A frequent critique of movie adaptations of books is that they don’t have the luxury of the author to build characters, there may be parts of the scene that can’t make it, Tidwell explained.

“So she shared her vision of it with me, and I thought, ‘wow, yeah, this is something I can live with,’” Palmer said. Part of what convinced him, he said, was that she’s an indie producer.

“But I like indie films because the indie film producers tend to be very eager, very motivated, and they don’t have like 100 other projects in the can,” he explained. “So they have a lot of time to devote to the project at hand that they’re working on.”

Joe Palmer. (Courtesy of Joe Palmer)

Only the first step in a long process

One thing led to another and eventually, “a contract was hammered out,” as Palmer put it. The contract was signed and the book was optioned by Tidwell. Of course, there is never a guarantee that any movie will ever be made but Tidwell is confident.

“It’s a thing of passion. If you don’t have passion, don’t do it,” she said. “I don’t play odds.”

The chances of actually getting a film made and put on the big screen may be one in a million, Tidwell said, but “the only way I can see it is if I direct it.”

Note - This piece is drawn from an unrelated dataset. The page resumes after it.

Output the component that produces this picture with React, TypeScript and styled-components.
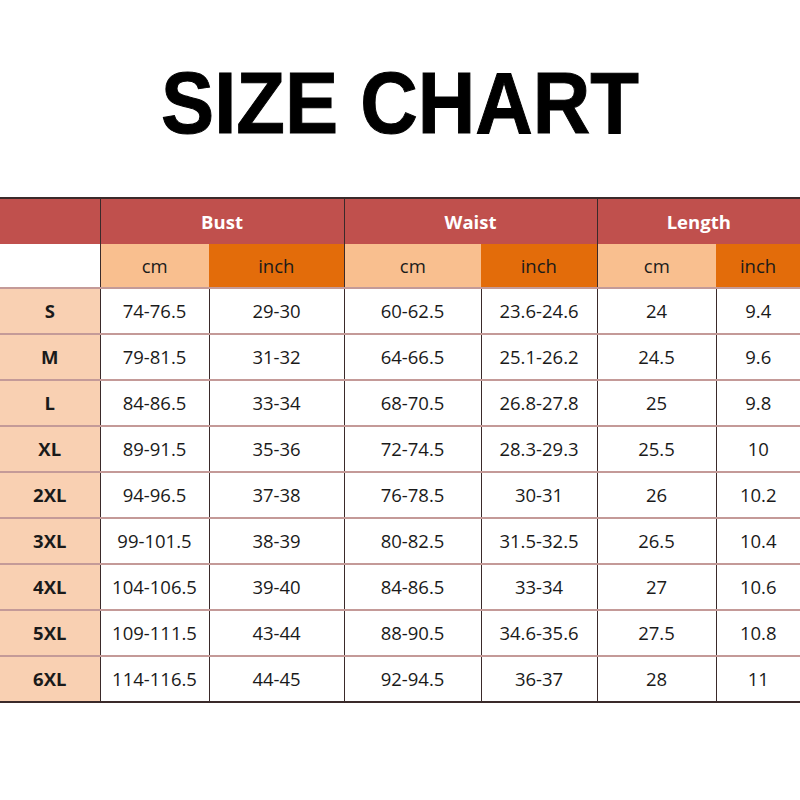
import styled, { createGlobalStyle } from "styled-components";

const GlobalStyle = createGlobalStyle`
  html, body {
    margin: 0;
    padding: 0;
    background: #fff;
  }
  body {
    width: 800px;
    height: 800px;
    overflow: hidden;
  }
`;

const Page = styled.div`
  width: 800px;
  height: 800px;
  background: #fff;
`;

const Title = styled.h1`
  margin: 0;
  padding-top: 59px;
  height: 197px;
  box-sizing: border-box;
  text-align: center;
  font-family: "Liberation Sans", Arial, sans-serif;
  font-weight: 700;
  font-size: 88px;
  line-height: 1;
  color: #000;
`;

const TitleText = styled.span`
  display: inline-block;
  transform: scaleX(0.905);
  -webkit-text-stroke: 1px #000;
`;

const Table = styled.table`
  width: 800px;
  border-collapse: collapse;
  table-layout: fixed;
  font-family: "Open Sans", "Liberation Sans", sans-serif;
  font-size: 18.5px;
  color: #1a1a1a;
  border-top: 2px solid #3a2a2a;
  border-bottom: 2px solid #3a2a2a;
`;

const GroupCell = styled.th<{ $first?: boolean }>`
  height: 45px;
  padding: 0;
  background: #c0504d;
  color: #fff;
  font-weight: 700;
  font-size: 18.5px;
  border-left: ${(p) => (p.$first ? "none" : "1px solid #3a2a2a")};
`;

const UnitCell = styled.th<{ $tone: "blank" | "light" | "dark"; $divider?: boolean }>`
  height: 43px;
  padding: 0;
  font-weight: 400;
  color: #1a1a1a;
  background: ${(p) =>
    p.$tone === "blank" ? "#fff" : p.$tone === "light" ? "#f9bf8f" : "#e36c0a"};
  border-left: ${(p) => (p.$divider ? "1px solid #3a2a2a" : "none")};
  border-bottom: 2px solid #c49a98;
`;

const SizeCell = styled.td`
  height: 42px;
  padding: 0 0 2px;
  text-align: center;
  font-weight: 700;
  background: #f9d0b2;
  border-bottom: 2px solid #c49a98;

  tr:last-child > & {
    border-bottom: none;
  }
`;

const ValueCell = styled.td`
  height: 42px;
  padding: 0 0 2px;
  text-align: center;
  background: #fff;
  border-left: 1px solid #3a2a2a;
  border-bottom: 2px solid #c49a98;

  tr:last-child > & {
    border-bottom: none;
  }
`;

const widths = [100, 109, 135, 137, 116, 119, 84];

const rows: string[][] = [
  ["S", "74-76.5", "29-30", "60-62.5", "23.6-24.6", "24", "9.4"],
  ["M", "79-81.5", "31-32", "64-66.5", "25.1-26.2", "24.5", "9.6"],
  ["L", "84-86.5", "33-34", "68-70.5", "26.8-27.8", "25", "9.8"],
  ["XL", "89-91.5", "35-36", "72-74.5", "28.3-29.3", "25.5", "10"],
  ["2XL", "94-96.5", "37-38", "76-78.5", "30-31", "26", "10.2"],
  ["3XL", "99-101.5", "38-39", "80-82.5", "31.5-32.5", "26.5", "10.4"],
  ["4XL", "104-106.5", "39-40", "84-86.5", "33-34", "27", "10.6"],
  ["5XL", "109-111.5", "43-44", "88-90.5", "34.6-35.6", "27.5", "10.8"],
  ["6XL", "114-116.5", "44-45", "92-94.5", "36-37", "28", "11"],
];

export default function App() {
  return (
    <Page>
      <GlobalStyle />
      <Title>
        <TitleText>SIZE CHART</TitleText>
      </Title>
      <Table>
        <colgroup>
          {widths.map((w, i) => (
            <col key={i} style={{ width: w }} />
          ))}
        </colgroup>
        <thead>
          <tr>
            <GroupCell $first />
            <GroupCell colSpan={2}>Bust</GroupCell>
            <GroupCell colSpan={2}>Waist</GroupCell>
            <GroupCell colSpan={2}>Length</GroupCell>
          </tr>
          <tr>
            <UnitCell $tone="blank" />
            <UnitCell $tone="light" $divider>cm</UnitCell>
            <UnitCell $tone="dark">inch</UnitCell>
            <UnitCell $tone="light" $divider>cm</UnitCell>
            <UnitCell $tone="dark">inch</UnitCell>
            <UnitCell $tone="light" $divider>cm</UnitCell>
            <UnitCell $tone="dark">inch</UnitCell>
          </tr>
        </thead>
        <tbody>
          {rows.map((r) => (
            <tr key={r[0]}>
              <SizeCell>{r[0]}</SizeCell>
              {r.slice(1).map((v, i) => (
                <ValueCell key={i}>{v}</ValueCell>
              ))}
            </tr>
          ))}
        </tbody>
      </Table>
    </Page>
  );
}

The advice that Palmer has to offer young writers? “Follow your dreams, don’t stop.”

“You know, to put it in fall football terms, The ball has been put on the field and is in place,” Palmer said. “It’s just a matter of how far down the field the ball’s gonna go.”

Book Signing

Palmer will be signing books at the San Marco Bookstore the day after Thanksgiving, Nov. 25,  between 10 a.m. and noon.